Goldman Sachs Group (NYSE:GS), Inc. reported a decrease in its Q3 2023 earnings per share year-over-year but still managed to exceed estimates, leading to a positive response from investors. The bank's performance was primarily driven by strong revenues from fixed income, currencies, and commodities (FICC) and a robust consumer banking business.
Despite a 33% decline in net earnings to $2.05 billion, the results surpassed estimates. Net revenues also dipped slightly compared to the previous year but beat expectations. Operating expenses increased due to higher depreciation and amortization costs, yet the provision for credit losses saw a significant reduction.
The Asset & Wealth Management division reported a 20% decrease in revenues, attributed to a net loss in equity investments and a decline in incentive fees. However, the Global Banking & Markets division and the Platform Solutions division reported revenue increases. The latter experienced higher revenues from consumer platforms. Firmwide assets under supervision reached a record $2.68 trillion.

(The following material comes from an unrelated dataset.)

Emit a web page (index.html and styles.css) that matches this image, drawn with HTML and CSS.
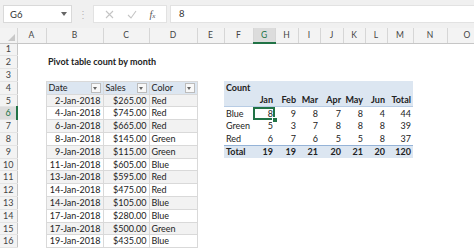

The Global Banking & Markets division reported growth in the investment banking business and equities revenues but saw lower net revenues in FICC.
As of Q3 2023, Goldman Sachs' standardized Common Equity Tier 1 capital ratio stood at 14.8%, and its supplementary leverage ratio remained steady at 5.6%. The company returned $2.44 billion to shareholders through share repurchases and dividends.
Despite potential macroeconomic and recessionary headwinds, Goldman Sachs' diversified business model, strength in consumer banking, and active client engagement may provide stability moving forward.